Step 1: Run an audit
The first task to check off your list is an audit of the current status quo. So if you are currently running an on-prem environment, gather all the information you can regarding the tools and infrastructure being used. Determine the exact nature of your existing environment. For example, the database management system that is used across the organization. Whether it is Postgres, Cassandra, or both, will play a role in determining what the migration will look like and how you will carry it out. Other things to consider are whether or not your applications are containerized. You’ll also want to take stock of your applications’ performance metrics like response times. This is important to make sure that you’re delivering on this baseline, if not better, to limit impact to end users and retain the right level of experience.
Some may be ready to be shipped with minor tweaks or you may be interested in retiring or even retaining on-premises. For others, you may want to create a hybrid cloud infrastructure where you retain some applications on-premise and others on cloud. For some really crucial apps, you may want to secure them by migrating them across the multi-cloud architecture. Similarly, during migration, some apps may need to be virtually rebuilt from scratch or you can try refactoring them to make use of some cloud-native features. Only when you know what you currently have can you decide what you want to do with it when planning your migration strategy.
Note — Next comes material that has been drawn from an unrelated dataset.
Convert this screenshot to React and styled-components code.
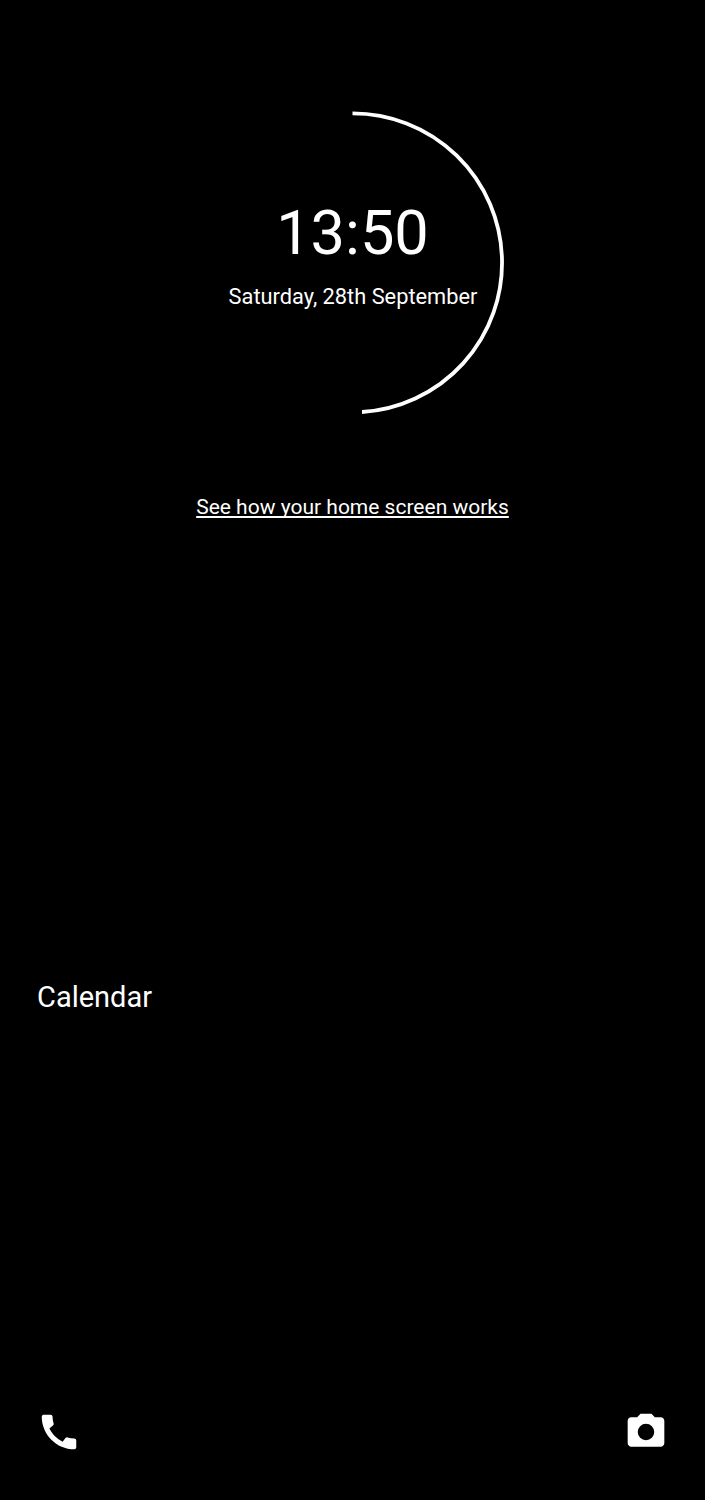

Once you list and audit your infrastructure assets, the next step is to identify ownership and tag each of them accordingly. This is a crucial step in the process because the employees primarily in charge of the migration will have questions about the assets. Questions about the database, for instance, may arise. Why are we using this database? What resource requirements does it have? Does it need to be an extra large RDS instance, or is it going to be a small one? With ownership clearly defined, employees will be accountable for certain assets, and getting the right answers will not be unnecessarily delayed.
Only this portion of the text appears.